There a complete absence of such stories in the valveless pulsejet field -- with the partial exceptions of the two I mentioned. Who knows how far a valveless pulsejet can be pushed if you approached it with determination, flair and some money.

Bruno

[Mike Everman]

"fools seldom differ" (LOL) Glad you showed up, Mr. Simpson! that layout should look like your Coanda design, your design sparked me on all of this a few weeks ago. My problem with the cylindrical implimentation was I thought that the forward exhaust would be disinclined to crunch down and out the central pipe. I am having a great deal of fun with 2d sections in rectangular construction.
My researches range widely, and while the old saw that "there's nothing new under the sun" is amusing, it's rarely (ulimately) true in any field. I do however live in the fear that as my memory capacity diminishes, each "new" idea I have is merely something I saw once. Fortunately I can remember to last week. I've also been watching Larry Cottril's attempts with great interest.
Bruno, rotor tip jets is why I've found myself here, with smaller units as pseudo turbo-props for ultralights the goal; though now the focus is on making some noise and thrust, and perhaps, if I'm very lucky, making an effeciently running engine.
Mike

[Stuart]

Bruno says - "No velocity. No velocity head"

That isn't true Bruno. In fluid flow there are a couple types of "head": Velocity, PRESSURE, enthalpic, and gravitational. A momentarily stagnated adiabatic flow still has at least a pressure head - which translates back into a velocity head.

[Bruno Ogorelec]

Hmmmm.... Stuart, we could argue about this, I guess but it makes little sense. I am not an expert in the field. I'd get lost soon.

I am not saying that there is no 'head'. Some of the velocity head gets converted into static pressure, which is a different kind of 'head'. I am saying that there is no 'velocity'.

The potential energy of the air coming in gets converted into something else in the engine no matter what you do. Pulsejets use a conversion sequence that is slightly different from the sequences found in other jet engines.

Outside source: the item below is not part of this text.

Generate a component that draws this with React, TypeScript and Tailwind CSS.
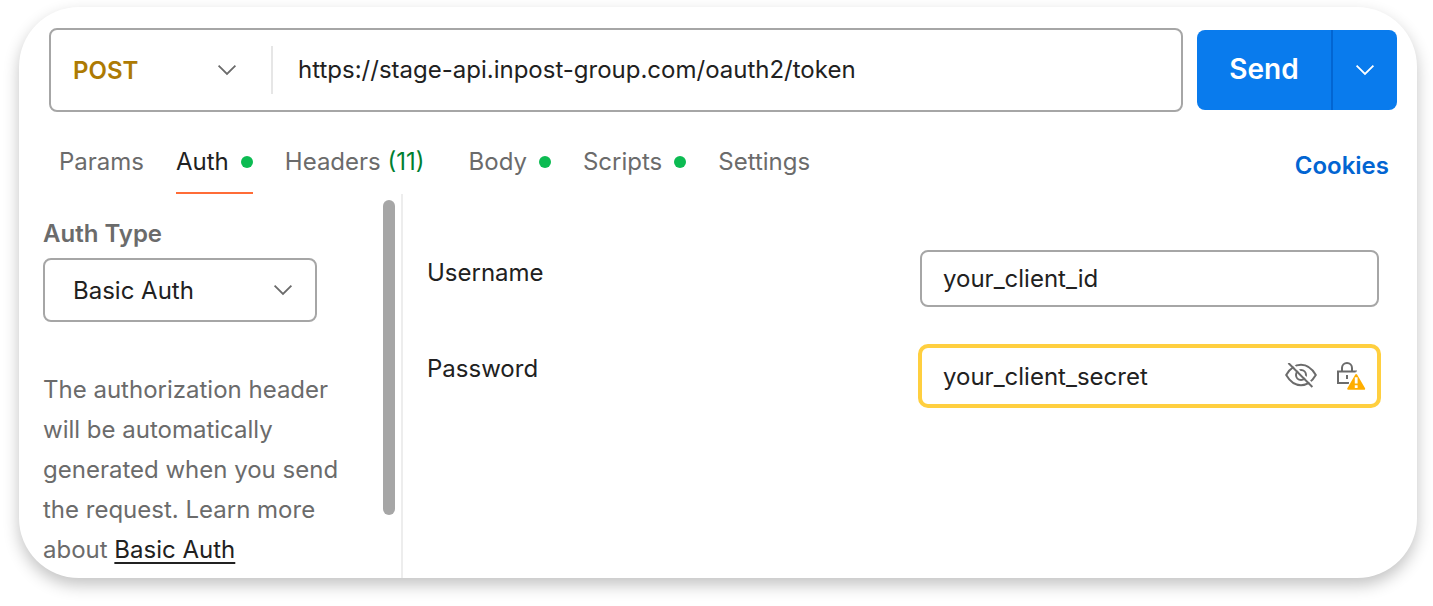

One of the unique aspects is that fresh air loses almost all velocity before being ingested. It has to be re-accelerated once the intake commences. That is not true for other jet engines.

(It gets stopped once more before ignition -- another unique feature -- but that's another story.)

The point is that the streamlining of intake passage sections need not follow the same logic as in other jet engines. For instance, a right-angle turn in an intake passage is an anathema in all jet engines, but not necessarily in a pulsejet. (Of course, the right angle must be at the right place.)

If a fast air stream is braked to a stop (as it is in a pulsejet intake) it does not matter in which turn it will be re-accelerated again. It can be drawn to the side, or even backwards, at the same cost in energy.

This is an over-simplification, of course, but true enough for simple discussion.

BTW. the same goes for the exhaust. When combustion commences, the charge in the combustion chamber is at rest, statistically speaking. Products of combustion get accelerated from standstill. Again, that means that the direction in which the exhaust tube is pointing does not matter. It does not matter whether the intake and exhaust directions are aligned or not. The pretty streamlined lines of pulsejet models are irrelevant to engine efficiency. They only matter in terms of outside air drag.

[Mike Everman]

OK, it now has all the proper areas and lengths of segment to be equivalent to a Kentfield with 4" dia combustion chamber. Inlet lengths got us out of the vortex issue as now they cross.
I'll list some dimensions soon, have to go see Matrix 3 in two minutes.
Best Regards,
Mike

[Bruce]

[quote="Mike Everman"]OK, it now has all the proper areas and lengths of segment to be equivalent to a Kentfield with 4" dia combustion chamber. Inlet lengths got us out of the vortex issue as now they cross.
I'll list some dimensions soon, have to go see Matrix 3 in two minutes.
Best Regards,
Mike[/quote]

There are a few points to watch with this design:

1. The fresh intake charge will likely be a lot warmer than it really ought to be -- partly because there will be some rebreathing of previously expelled gasses and partly because one side of the intake tubes doubles as the compbustion chamber. Ideally, with a pulsejet you want the intake charge to remain as cold as possible until the air/fuel is ignited.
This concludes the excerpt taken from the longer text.